Baked Sticky Sesame Cauliflower

Ingredients

Cauliflower

  • 1 large head cauliflower (6-7 cups chopped)*
  • 2/3 cups rice flour (white or brown)
  • 1/4 cup arrowroot starch*
  • 1 tsp garlic powder
  • 1/2 cup non-dairy milk

Sesame sauce

  • 1 tbsp toasted sesame oil
  • 1 tbsp neutral oil (olive, avocado, refined coconut)
  • 3 cloves garlic
  • 1 tsp fresh ginger
  • 1/4 cup maple syrup
  • 1/3 cup low sodium soy sauce
  • 1 tbsp rice vinegar
  • 1 tsp sriracha
  • 1/2 tbsp arrowroot starch
  • 1 tbsp cold water

Preparation

  1. Preheat the oven to 425F.

  2. In a large bowl, whisk together the rice flour, arrowroot starch, garlic powder and non-dairy milk. Be sure to mix until no clumps remain and it looks like batter.

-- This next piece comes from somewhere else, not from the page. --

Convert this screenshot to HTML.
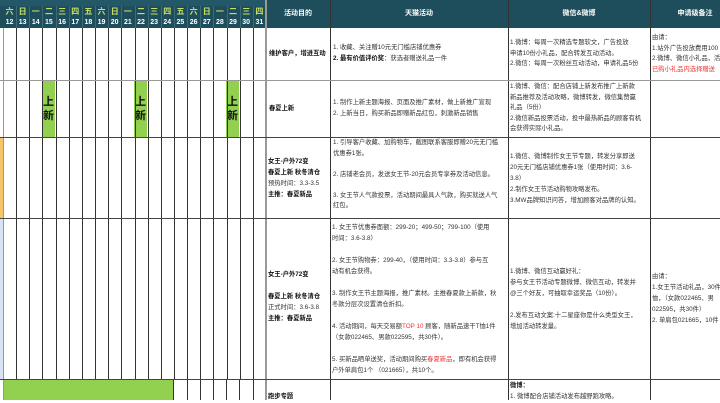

  3. Add the chopped cauliflower florets into the bowl and carefully mix to coat all of the pieces. Alternatively, you can add the batter and cauliflower to a large plastic bag and shake it up to coat everything.

  4. Transfer to a baking sheet lined with parchment paper and bake for 30 minutes.

  5. During the final 5-10 minutes, prepare the sauce.

  6. Mince the garlic very finely and add to a sauté pan with neutral oil. Sauté for about 2-3 minutes or until lightly golden brown.

  7. Whisk in the sesame oil, grated ginger, maple syrup, soy sauce, rice vinegar and sriracha. Let simmer over low heat.

  8. In a small bowl, whisk together the arrowroot powder and water. Pour into the pot with the sauce.

  9. Let simmer over low heat until thick, whisking occasionally to prevent any clumps from forming. Once thick, remove from heat.

  10. When the cauliflower is done, let cool for about 5 minutes and then coat with the sauce. At this point it is done cooking, but you can put it back in the oven for 5-10 minutes to crisp up if desired.